The federal case against the trio was built around the cooperation of an informant who told prosecutors he acted as the Bogdanovs’ fence.

Branko Bogdanov, also known as Franko Kalath, had a “decades-long, unbroken pattern of crime” dating back to the 1970s, Havey said. He wrote in a memo that Branko Bogdanov has seven prior convictions “in almost every part of the country, from the Midwest to the South, from East to West.” His wife’s criminal history dates back to her teenage years.

Their latest scheme took them through Louisiana, Tennessee, Maryland, Florida, Oklahoma and Texas. They grabbed Legos, Furbys and baby items and tucked them into a blue lining under a skirt Lela Bogdanov would wear. For example, when the Bogdanovs left a Toys “R” Us in New Orleans, investigators said they watched as a gust of wind blew up her dress — revealing a box hidden in the lining underneath.

Murdoch Walker, Branko Bogdanov’s defense attorney, told the judge his client was simply trying to do what “he needed to do for his family.” Branko Bogdanov has already served 33 months of the 48-month sentence handed down by the judge.

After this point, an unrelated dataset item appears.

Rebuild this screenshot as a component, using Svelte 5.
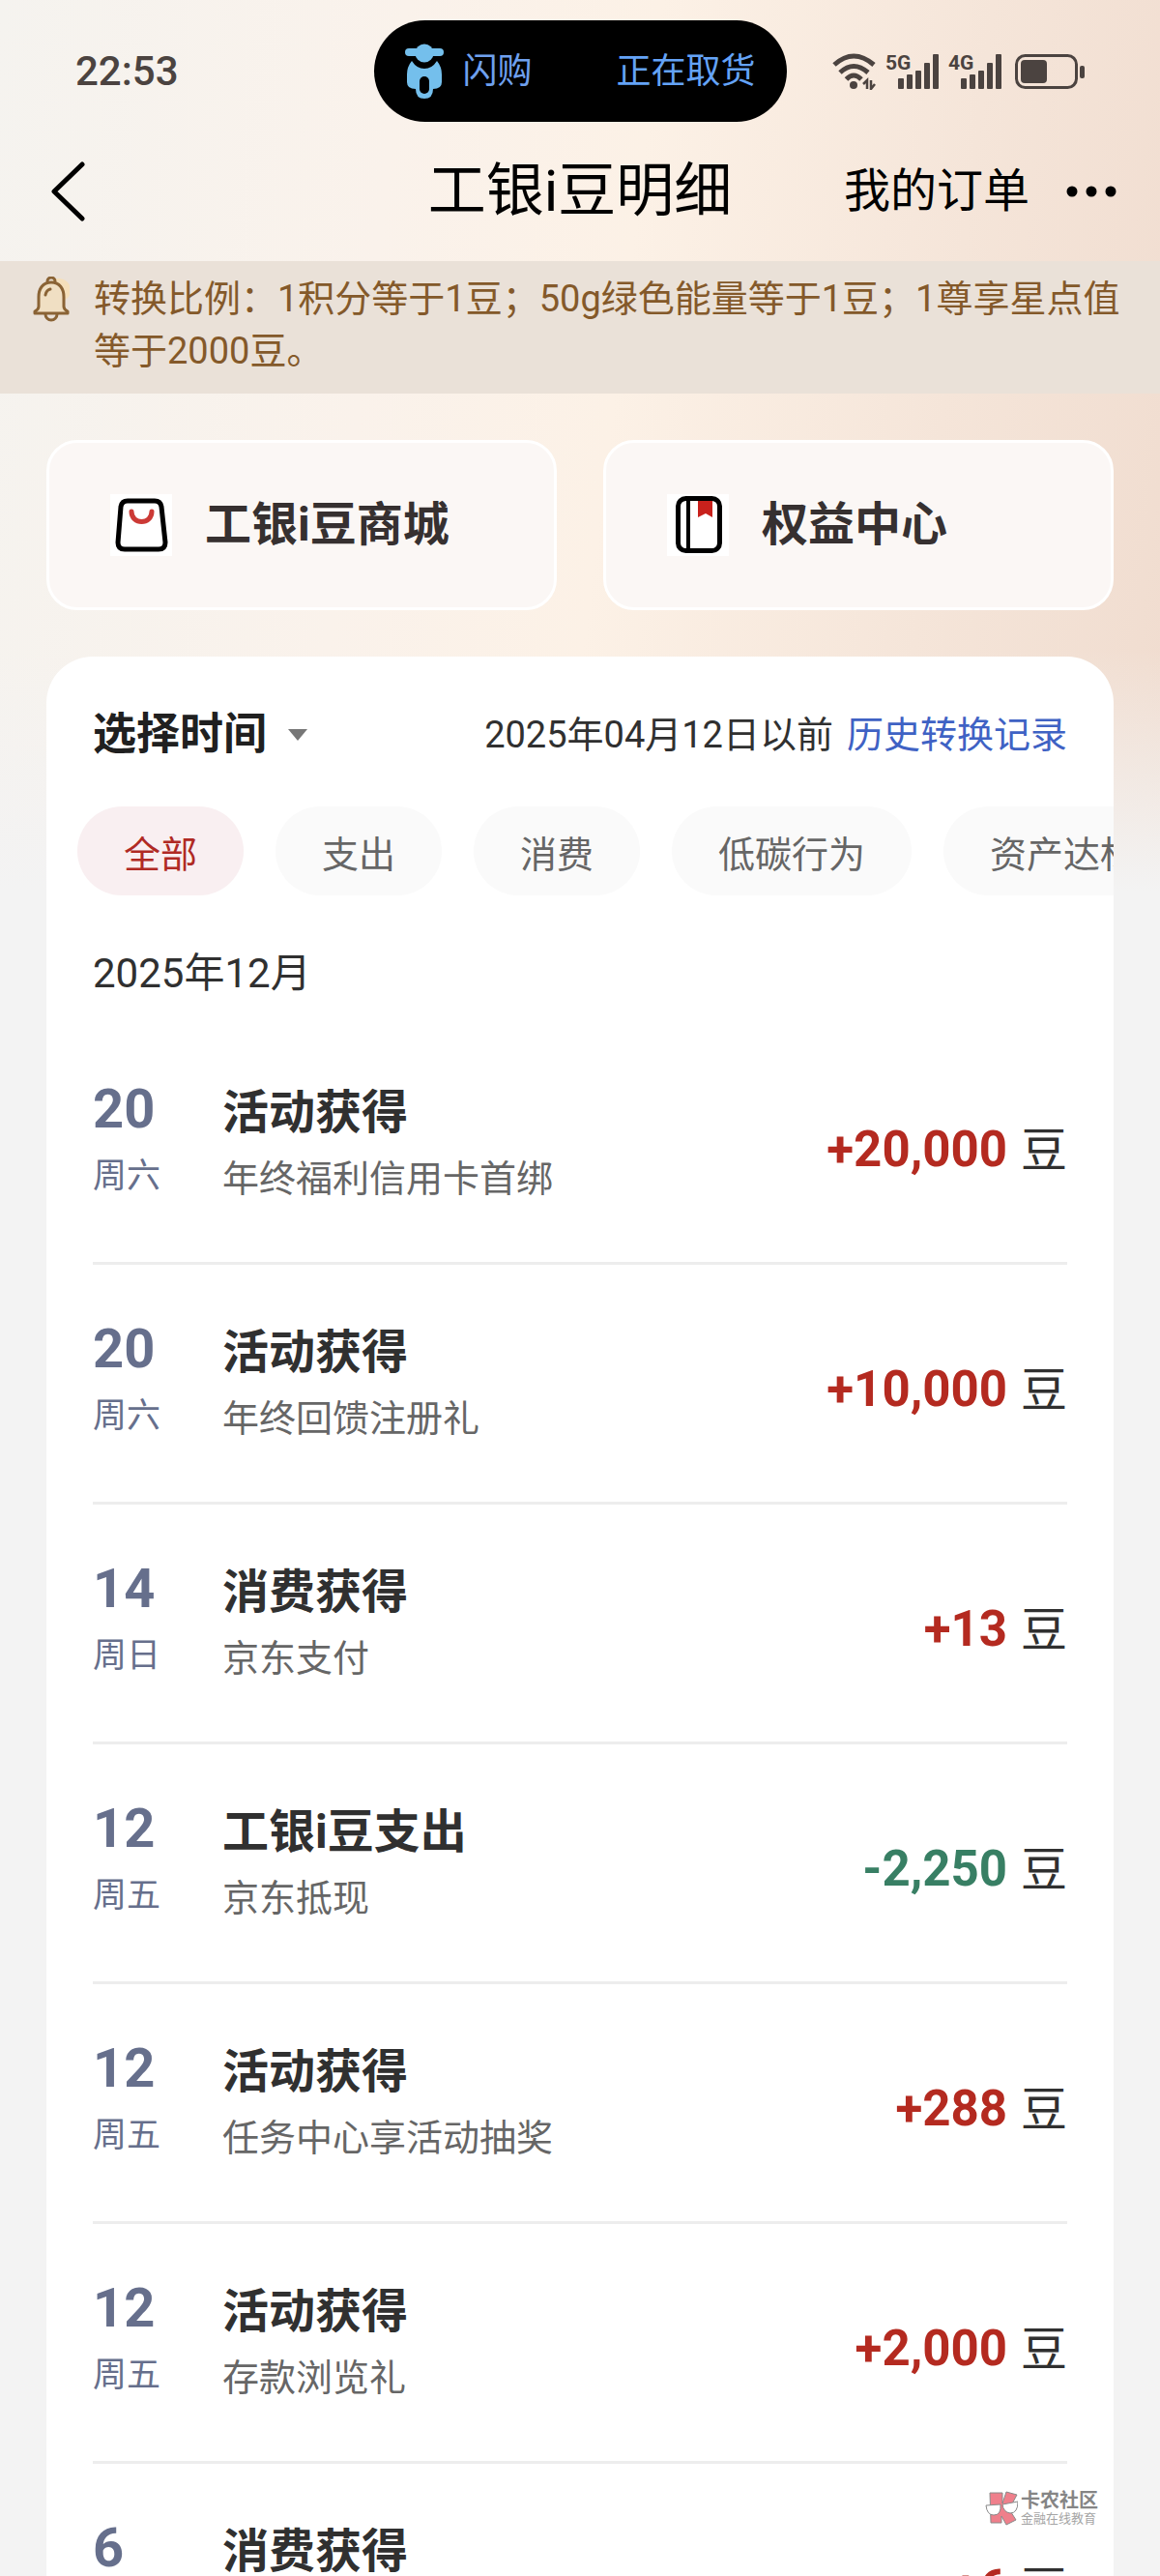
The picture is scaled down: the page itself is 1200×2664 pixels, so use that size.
<script>
	let activeTab = 'all';
	let period = 'default';

	const tabs = [
		{ id: 'all', label: '全部' },
		{ id: 'out', label: '支出' },
		{ id: 'consume', label: '消费' },
		{ id: 'lowcarbon', label: '低碳行为' },
		{ id: 'asset', label: '资产达标' }
	];

	const records = [
		{ day: 20, weekday: '周六', title: '活动获得', detail: '年终福利信用卡首绑', amount: 20000 },
		{ day: 20, weekday: '周六', title: '活动获得', detail: '年终回馈注册礼', amount: 10000 },
		{ day: 14, weekday: '周日', title: '消费获得', detail: '京东支付', amount: 13 },
		{ day: 12, weekday: '周五', title: '工银i豆支出', detail: '京东抵现', amount: -2250 },
		{ day: 12, weekday: '周五', title: '活动获得', detail: '任务中心享活动抽奖', amount: 288 },
		{ day: 12, weekday: '周五', title: '活动获得', detail: '存款浏览礼', amount: 2000 },
		{ day: 6, weekday: '周六', title: '消费获得', detail: '京东支付', amount: 6 }
	];

	function formatAmount(n) {
		const sign = n < 0 ? '-' : '+';
		return sign + Math.abs(n).toLocaleString('en-US');
	}
</script>

<div class="screen">
	<div class="status-bar">
		<span class="time">22:53</span>

		<div class="island">
			<svg width="40" height="58" viewBox="0 0 40 58" fill="#74bfec" aria-hidden="true">
				<path d="M7 18 Q12 26 20 26 Q28 26 33 18 Q38 24 38 32 V40 Q38 47 29 47 Q29 57 20 57 Q11 57 11 47 Q2 47 2 40 V32 Q2 24 7 18Z" />
				<circle cx="20" cy="10" r="13" fill="#000" />
				<rect x="0" y="5" width="40" height="8" rx="4" />
				<circle cx="20" cy="10" r="9.500" />
				<rect x="15" y="34" width="10" height="18" rx="5" fill="#000" />
			</svg>
			<span>闪购</span>
			<span class="island-state">正在取货</span>
		</div>

		<div class="signals">
			<svg width="45" height="38" viewBox="0 0 45 38" fill="none" stroke="#4b4340" stroke-width="5" aria-hidden="true">
				<path d="M2 12 Q22 -6 43 12" />
				<path d="M8 20 Q22 7 37 20" />
				<path d="M14.500 27 Q22 19 30 27" />
				<circle cx="22" cy="33" r="4" fill="#4b4340" stroke="none" />
				<path d="M36 37 V28 L32 32 M40 28 V37 L44 32" stroke-width="2.500" />
			</svg>
			{#each ['5G', '4G'] as net}
				<svg width="55" height="50" viewBox="0 -6 55 50" fill="#4b4340" aria-hidden="true">
					<text x="0" y="17" class="net">{net}</text>
					<rect x="13" y="26" width="6" height="11" rx="1" />
					<rect x="22" y="22" width="6" height="15" rx="1" />
					<rect x="31" y="18" width="6" height="19" rx="1" />
					<rect x="40" y="10" width="6" height="27" rx="1" />
					<rect x="49" y="1" width="6" height="36" rx="1" />
				</svg>
			{/each}
			<svg class="battery" width="72" height="38" viewBox="0 0 72 38" aria-hidden="true">
				<rect x="1.500" y="2.500" width="62" height="33" rx="9" fill="none" stroke="#4b4340" stroke-width="3" />
				<rect x="6" y="7" width="27" height="24" rx="4" fill="#4b4340" />
				<rect x="67" y="13" width="5" height="13" rx="2" fill="#4b4340" />
			</svg>
		</div>
	</div>

	<header class="nav">
		<button class="icon-btn back" aria-label="返回">
			<svg width="36" height="62" viewBox="0 0 36 62" fill="none" stroke="#000" stroke-width="5" stroke-linecap="round" stroke-linejoin="round">
				<path d="M32 3 L3 31 L32 59" />
			</svg>
		</button>
		<h1>工银i豆明细</h1>
		<div class="nav-right">
			<a href="#orders">我的订单</a>
			<button class="icon-btn" aria-label="更多">
				<svg width="52" height="12" viewBox="0 0 52 12">
					<circle cx="6" cy="6" r="5.500" />
					<circle cx="26" cy="6" r="5.500" />
					<circle cx="46" cy="6" r="5.500" />
				</svg>
			</button>
		</div>
	</header>

	<div class="notice">
		<svg width="38" height="48" viewBox="0 0 38 48" fill="none" stroke="#8a6335" stroke-width="3" stroke-linejoin="round" stroke-linecap="round" aria-hidden="true">
			<circle cx="27" cy="14" r="12" fill="#f5dfba" stroke="none" />
			<path d="M15 5 a4 4 0 0 1 8 0" />
			<path d="M19 6 C10 6 6 13 6 21 V31 Q6 34 2 36 V38 H36 V36 Q32 34 32 31 V21 C32 13 28 6 19 6Z" fill="#f0dfc3" />
			<path d="M13 39 a6 6 0 0 0 12 0" />
			<path d="M13 19 Q14 14 18 13" />
		</svg>
		<p>转换比例：1积分等于1豆；50g绿色能量等于1豆；1尊享星点值等于2000豆。</p>
	</div>

	<nav class="shortcuts">
		<a href="#mall" class="shortcut">
			<svg width="64" height="64" viewBox="0 0 64 64" fill="none" aria-hidden="true">
				<rect width="64" height="64" fill="#fff" />
				<path d="M18 7 H46 Q52 7 53 13 L57 50 Q57 57 50 57 H15 Q8 57 8 50 L11 13 Q12 7 18 7Z" stroke="#000" stroke-width="5" />
				<path d="M22 18 C22 32 43 32 43 18" stroke="#cc3a36" stroke-width="5" stroke-linecap="round" />
			</svg>
			<span>工银i豆商城</span>
		</a>
		<a href="#rights" class="shortcut">
			<svg width="64" height="64" viewBox="0 0 64 64" fill="none" aria-hidden="true">
				<rect width="64" height="64" fill="#fff" />
				<path d="M32 6 H47 V24 L40 20 L32 24Z" fill="#c8211c" />
				<rect x="11.500" y="4.500" width="43" height="54" rx="8" stroke="#000" stroke-width="5" />
				<path d="M22 5 V58" stroke="#000" stroke-width="4" />
			</svg>
			<span>权益中心</span>
		</a>
	</nav>

	<main class="card">
		<div class="card-head">
			<label class="period">
				<select bind:value={period} aria-label="选择时间">
					<option value="default">选择时间</option>
				</select>
				<svg width="22" height="14" viewBox="0 0 22 14" aria-hidden="true">
					<path d="M1 1 H21 L11 13Z" fill="#777" />
				</svg>
			</label>
			<p class="history">
				<span>2025年04月12日以前</span>
				<a href="#history">历史转换记录</a>
			</p>
		</div>

		<div class="tabs">
			{#each tabs as tab}
				<button class="tab" class:active={activeTab === tab.id} on:click={() => (activeTab = tab.id)}>
					{tab.label}
				</button>
			{/each}
		</div>

		<h2 class="month">2025年12月</h2>

		<ul class="records">
			{#each records as record}
				<li class="record">
					<div class="date">
						<span class="day">{record.day}</span>
						<span class="weekday">{record.weekday}</span>
					</div>
					<div class="info">
						<span class="title">{record.title}</span>
						<span class="detail">{record.detail}</span>
					</div>
					<div class="amount">
						<strong class:minus={record.amount < 0}>{formatAmount(record.amount)}</strong>
						<span>豆</span>
					</div>
				</li>
			{/each}
		</ul>
	</main>

	<div class="watermark">
		<svg width="34" height="36" viewBox="0 0 34 36" aria-hidden="true">
			<path d="M5 2 H18 V13 L22 1 L33 4 L25 19 L32 30 L22 35 L17 26 V33 H6Z" fill="#ef7f8b" stroke="#8a8a8a" stroke-width="1" />
			<path d="M1 15 L16 14 Q17 25 9 25 Q2 25 1 15Z" fill="#fff" stroke="#8a8a8a" stroke-width="1" />
			<path d="M18 14 L34 11 Q34 23 26 23 Q19 22 18 14Z" fill="#fff" stroke="#8a8a8a" stroke-width="1" />
		</svg>
		<div class="watermark-text">
			<span class="brand">卡农社区</span>
			<span class="slogan">金融在线教育</span>
		</div>
	</div>
</div>

<style>
	:global(body) {
		background: #f3f3f3;
	}

	.screen {
		position: relative;
		display: flex;
		flex-direction: column;
		height: 100vh;
		overflow: hidden;
		font-family: Roboto, 'Noto Sans CJK SC', sans-serif;
		color: #303030;
		background-color: #f3f3f3;
		background-image:
			linear-gradient(180deg, rgba(243, 243, 243, 0) 70%, #f3f3f3 96%),
			linear-gradient(97deg, #f5f3ef 0%, #faf2eb 32%, #fcf1e6 52%, #f5e5d9 78%, #f0dccf 100%);
		background-size: 100% 960px;
		background-repeat: no-repeat;
	}

	button,
	select {
		font: inherit;
		color: inherit;
		border: none;
		background: none;
		padding: 0;
		margin: 0;
		cursor: pointer;
	}

	a {
		color: inherit;
		text-decoration: none;
	}

	h1,
	h2,
	p,
	ul {
		margin: 0;
		padding: 0;
		font-weight: 400;
	}

	svg {
		display: block;
		flex-shrink: 0;
	}

	/* Status bar */
	.status-bar {
		display: grid;
		grid-template-columns: 1fr auto 1fr;
		align-items: center;
		padding: 21px 78px 0;
	}

	.time {
		font-size: 42px;
		font-weight: 500;
		color: #4b4340;
	}

	.island {
		display: flex;
		align-items: center;
		box-sizing: border-box;
		width: 427px;
		height: 105px;
		padding: 0 32px;
		border-radius: 53px;
		background: #000;
		color: #6fa0ee;
		font-size: 36px;
		line-height: 48px;
		gap: 20px;
	}

	.island-state {
		margin-left: auto;
		color: #64a3f7;
	}

	.signals {
		display: flex;
		align-items: center;
		justify-content: flex-end;
		gap: 10px;
	}

	.net {
		font-size: 21px;
		font-weight: 700;
	}

	.battery {
		margin-left: 4px;
	}

	/* Navigation */
	.nav {
		display: grid;
		grid-template-columns: 1fr auto 1fr;
		align-items: center;
		height: 144px;
		padding: 0 45px;
		color: #000;
	}

	.nav h1 {
		font-size: 60px;
		line-height: 80px;
	}

	.nav-right {
		display: flex;
		align-items: center;
		justify-content: flex-end;
		gap: 38px;
		font-size: 48px;
		line-height: 64px;
	}

	.icon-btn {
		justify-self: start;
	}

	.back {
		padding-left: 8px;
	}

	/* Notice */
	.notice {
		display: flex;
		gap: 25px;
		padding: 12px 26px 17px 34px;
		background: #eae1d8;
		color: #84592a;
		font-size: 38px;
		line-height: 54px;
	}

	.notice svg {
		margin-top: 4px;
	}

	/* Shortcuts */
	.shortcuts {
		display: grid;
		grid-template-columns: 1fr 1fr;
		gap: 48px;
		padding: 48px;
	}

	.shortcut {
		display: flex;
		align-items: center;
		gap: 34px;
		height: 170px;
		padding: 0 63px;
		border: 3px solid #fff;
		border-radius: 32px;
		background: #fbf7f5;
		color: #363030;
		font-size: 48px;
		font-weight: 700;
		line-height: 64px;
	}

	/* Card */
	.card {
		flex: 1;
		margin: 0 48px;
		border-radius: 48px 48px 0 0;
		background: #fff;
		overflow: hidden;
	}

	.card-head {
		display: flex;
		align-items: center;
		justify-content: space-between;
		padding: 51px 48px 0;
		line-height: 60px;
	}

	.period {
		display: flex;
		align-items: center;
		gap: 20px;
	}

	.period select {
		appearance: none;
		font-size: 45px;
		font-weight: 700;
		line-height: 60px;
		color: #202020;
	}

	.history {
		display: flex;
		gap: 14px;
		font-size: 38px;
	}

	.history a {
		color: #3f62c4;
	}

	.tabs {
		display: flex;
		gap: 33px;
		padding: 44px 0 0 32px;
		overflow: hidden;
	}

	.tab {
		flex-shrink: 0;
		height: 92px;
		padding: 0 48px;
		border-radius: 46px;
		background: #fafafa;
		color: #666;
		font-size: 38px;
	}

	.tab.active {
		background: #f9eff1;
		color: #b02a24;
	}

	.month {
		padding: 51px 48px 23px;
		font-size: 42px;
		line-height: 60px;
	}

	.records {
		list-style: none;
		padding: 0 48px;
	}

	.record {
		display: flex;
		height: 190px;
		padding-top: 55px;
		border-bottom: 3px solid #ededed;
	}

	.date,
	.info {
		display: flex;
		flex-direction: column;
	}

	.date {
		width: 134px;
		gap: 14px;
		color: #666f8c;
	}

	.day {
		font-size: 56px;
		font-weight: 700;
		line-height: 64px;
	}

	.weekday {
		font-size: 35px;
		line-height: 48px;
	}

	.info {
		flex: 1;
		gap: 12px;
		padding-top: 4px;
	}

	.title {
		font-size: 48px;
		font-weight: 700;
		line-height: 64px;
	}

	.detail {
		font-size: 38px;
		line-height: 48px;
		color: #666;
	}

	.amount {
		display: flex;
		align-items: baseline;
		gap: 14px;
		padding-top: 42px;
		font-size: 48px;
		line-height: 64px;
	}

	.amount strong {
		font-size: 51px;
		color: #b42a20;
	}

	.amount strong.minus {
		color: #387f64;
	}

	/* Watermark */
	.watermark {
		position: absolute;
		right: 64px;
		bottom: 52px;
		display: flex;
		align-items: center;
		gap: 3px;
	}

	.watermark-text {
		display: flex;
		flex-direction: column;
	}

	.brand {
		font-size: 20px;
		font-weight: 700;
		line-height: 22px;
		color: #858585;
	}

	.slogan {
		font-size: 13px;
		line-height: 15px;
		color: #a5a5a5;
	}
</style>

But Lela Bogdanov’s attorney, Michael Goode, said his client cannot read or write, doesn’t know exactly how old she is and relies completely on the kindness of family and strangers. Prosecutors have acknowledged they don’t even know her real name. She also goes by Maca Moa, but prosecutors say her true legal name “could be” Lela Konstantinov.

“I have a client who is two feet out of the stone age, living in Chicago,” Goode said.

The defense attorney said Lela Bogdanov’s parents “gave” her to her husband. They married when she was about 14. Goode said she simply did what he told her to do.

“This is life,” Lela Bogdanov told the judge shortly before she was sentenced. “My life, no good. My husband in the jail. My daughter in jail.”